### [Recorded data]
★ ★ ★ ★

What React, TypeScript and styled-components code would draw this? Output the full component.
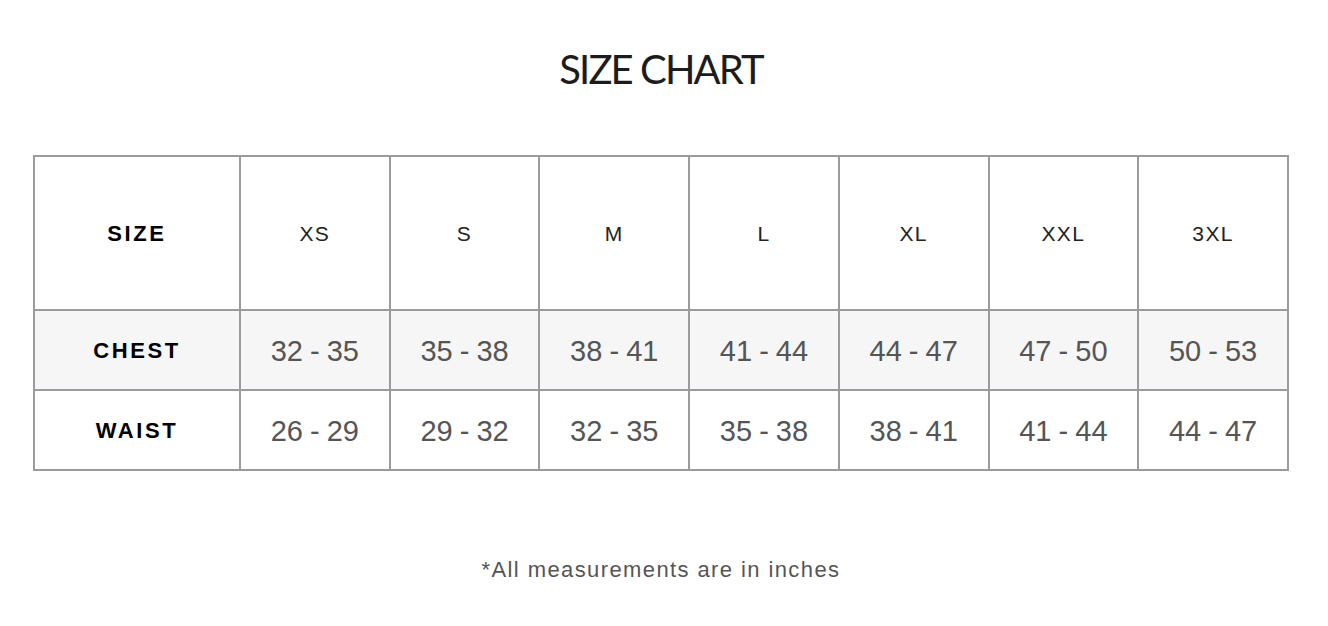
import React from "react";
import styled, { createGlobalStyle } from "styled-components";

const sizes = ["XS", "S", "M", "L", "XL", "XXL", "3XL"];

const rows = [
    { label: "CHEST", values: ["32 - 35", "35 - 38", "38 - 41", "41 - 44", "44 - 47", "47 - 50", "50 - 53"], shaded: true },
    { label: "WAIST", values: ["26 - 29", "29 - 32", "32 - 35", "35 - 38", "38 - 41", "41 - 44", "44 - 47"], shaded: false },
];

export default function App() {
    return (
        <>
            <GlobalStyle />
            <Page>
                <Title>SIZE CHART</Title>
                <Table>
                    <tbody>
                        <HeadRow>
                            <LabelCell>SIZE</LabelCell>
                            {sizes.map((s) => (
                                <SizeCell key={s}>{s}</SizeCell>
                            ))}
                        </HeadRow>
                        {rows.map((row) => (
                            <DataRow key={row.label} $shaded={row.shaded}>
                                <LabelCell>{row.label}</LabelCell>
                                {row.values.map((v, i) => (
                                    <ValueCell key={i}>{v}</ValueCell>
                                ))}
                            </DataRow>
                        ))}
                    </tbody>
                </Table>
                <Note>*All measurements are in inches</Note>
            </Page>
        </>
    );
}

const GlobalStyle = createGlobalStyle`
    body {
        margin: 0;
        background: #fff;
        font-family: "Liberation Sans", Arial, sans-serif;
    }
`;

const Page = styled.div`
    width: 1322px;
    display: flex;
    flex-direction: column;
    align-items: center;
    padding-top: 45px;
`;

const Title = styled.h1`
    margin: 0;
    font-family: Lato, "Liberation Sans", sans-serif;
    font-weight: 400;
    font-size: 40px;
    line-height: 48px;
    letter-spacing: -1.9px;
    color: #1c1c1c;
`;

const Table = styled.table`
    margin-top: 62px;
    width: 1256px;
    border-collapse: collapse;
    border: 2px solid #9b9b9f;
    table-layout: fixed;
`;

const HeadRow = styled.tr`
    height: 154px;
    background: #fff;
`;

const DataRow = styled.tr<{ $shaded: boolean }>`
    height: 80px;
    background: ${(p) => (p.$shaded ? "#f6f6f6" : "#fff")};
`;

const Cell = styled.td`
    border: 2px solid #9b9b9f;
    text-align: center;
    vertical-align: middle;
    padding: 0;
`;

const LabelCell = styled(Cell)`
    width: 204px;
    font-weight: 700;
    font-size: 22px;
    letter-spacing: 2.6px;
    color: #000;
    padding-top: 2px;
`;

const SizeCell = styled(Cell)`
    font-size: 21px;
    letter-spacing: 1.4px;
    color: #222;
    padding-top: 2px;
`;

const ValueCell = styled(Cell)`
    font-size: 29px;
    word-spacing: -1px;
    color: #555;
    padding-top: 2px;
`;

const Note = styled.p`
    margin: 86px 0 0;
    font-size: 22px;
    letter-spacing: 1.4px;
    color: #555;
`;
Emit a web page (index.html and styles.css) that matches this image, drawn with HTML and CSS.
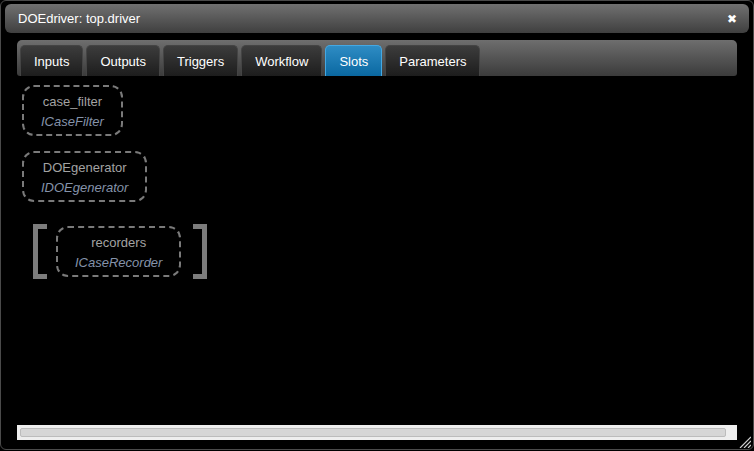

★ ★ ★ ★

### [Stated task]
Repeat the data above exactly, but not the pictures.

### [Correct result]
What React, TypeScript and styled-components code would draw this? Output the full component.
import React from "react";
import styled, { createGlobalStyle } from "styled-components";

const sizes = ["XS", "S", "M", "L", "XL", "XXL", "3XL"];

const rows = [
    { label: "CHEST", values: ["32 - 35", "35 - 38", "38 - 41", "41 - 44", "44 - 47", "47 - 50", "50 - 53"], shaded: true },
    { label: "WAIST", values: ["26 - 29", "29 - 32", "32 - 35", "35 - 38", "38 - 41", "41 - 44", "44 - 47"], shaded: false },
];

export default function App() {
    return (
        <>
            <GlobalStyle />
            <Page>
                <Title>SIZE CHART</Title>
                <Table>
                    <tbody>
                        <HeadRow>
                            <LabelCell>SIZE</LabelCell>
                            {sizes.map((s) => (
                                <SizeCell key={s}>{s}</SizeCell>
                            ))}
                        </HeadRow>
                        {rows.map((row) => (
                            <DataRow key={row.label} $shaded={row.shaded}>
                                <LabelCell>{row.label}</LabelCell>
                                {row.values.map((v, i) => (
                                    <ValueCell key={i}>{v}</ValueCell>
                                ))}
                            </DataRow>
                        ))}
                    </tbody>
                </Table>
                <Note>*All measurements are in inches</Note>
            </Page>
        </>
    );
}

const GlobalStyle = createGlobalStyle`
    body {
        margin: 0;
        background: #fff;
        font-family: "Liberation Sans", Arial, sans-serif;
    }
`;

const Page = styled.div`
    width: 1322px;
    display: flex;
    flex-direction: column;
    align-items: center;
    padding-top: 45px;
`;

const Title = styled.h1`
    margin: 0;
    font-family: Lato, "Liberation Sans", sans-serif;
    font-weight: 400;
    font-size: 40px;
    line-height: 48px;
    letter-spacing: -1.9px;
    color: #1c1c1c;
`;

const Table = styled.table`
    margin-top: 62px;
    width: 1256px;
    border-collapse: collapse;
    border: 2px solid #9b9b9f;
    table-layout: fixed;
`;

const HeadRow = styled.tr`
    height: 154px;
    background: #fff;
`;

const DataRow = styled.tr<{ $shaded: boolean }>`
    height: 80px;
    background: ${(p) => (p.$shaded ? "#f6f6f6" : "#fff")};
`;

const Cell = styled.td`
    border: 2px solid #9b9b9f;
    text-align: center;
    vertical-align: middle;
    padding: 0;
`;

const LabelCell = styled(Cell)`
    width: 204px;
    font-weight: 700;
    font-size: 22px;
    letter-spacing: 2.6px;
    color: #000;
    padding-top: 2px;
`;

const SizeCell = styled(Cell)`
    font-size: 21px;
    letter-spacing: 1.4px;
    color: #222;
    padding-top: 2px;
`;

const ValueCell = styled(Cell)`
    font-size: 29px;
    word-spacing: -1px;
    color: #555;
    padding-top: 2px;
`;

const Note = styled.p`
    margin: 86px 0 0;
    font-size: 22px;
    letter-spacing: 1.4px;
    color: #555;
`;
Emit a web page (index.html and styles.css) that matches this image, drawn with HTML and CSS.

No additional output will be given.